Ashcroft’s decision to detain Americans for questioning using the “material witness” pretext is a clear violation of the Fifth Amendment right against imprisonment without due process of law and the Fourth Amendment’s search and seizure provisions. The court rightly concluded:
We are confident that, in light of the experience of the American colonists with the abuses of the British Crown, the Framers of our Constitution would have disapproved of the arrest, detention, and harsh confinement of a United States citizen as a “material witness” under the circumstances, and for the immediate purpose alleged, in al-Kidd’s complaint.

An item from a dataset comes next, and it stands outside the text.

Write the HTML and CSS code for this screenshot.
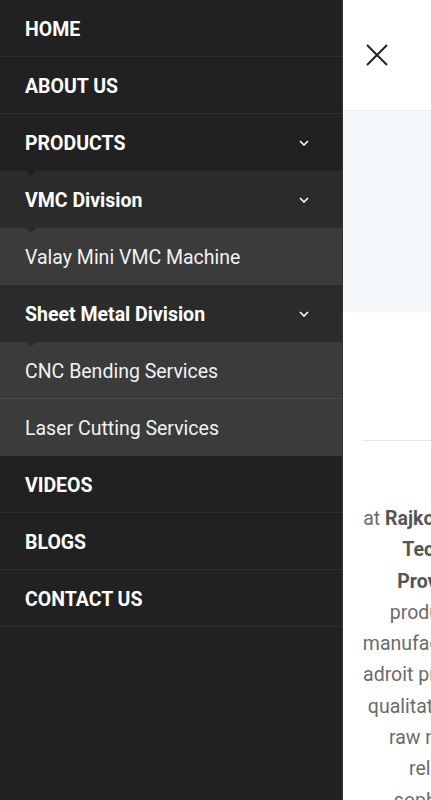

Sadly, however, even now, more than 217 years after the ratification of the Fourth Amendment to the Constitution, some confidently assert that the government has the power to arrest and detain or restrict American citizens for months on end, in sometimes primitive conditions, not because there is evidence that they have committed a crime, but merely because the government wishes to investigate them for possible wrongdoing, or to prevent them from having contact with others in the outside world. We find this to be repugnant to the Constitution, and a painful reminder of some of the most ignominious chapters of our national history.
Ashcroft and the other architects of policies that assaulted the U.S. Constitution’s Bill of Rights under the Bush administration must be held accountable for their crimes if the Constitution is to be preserved.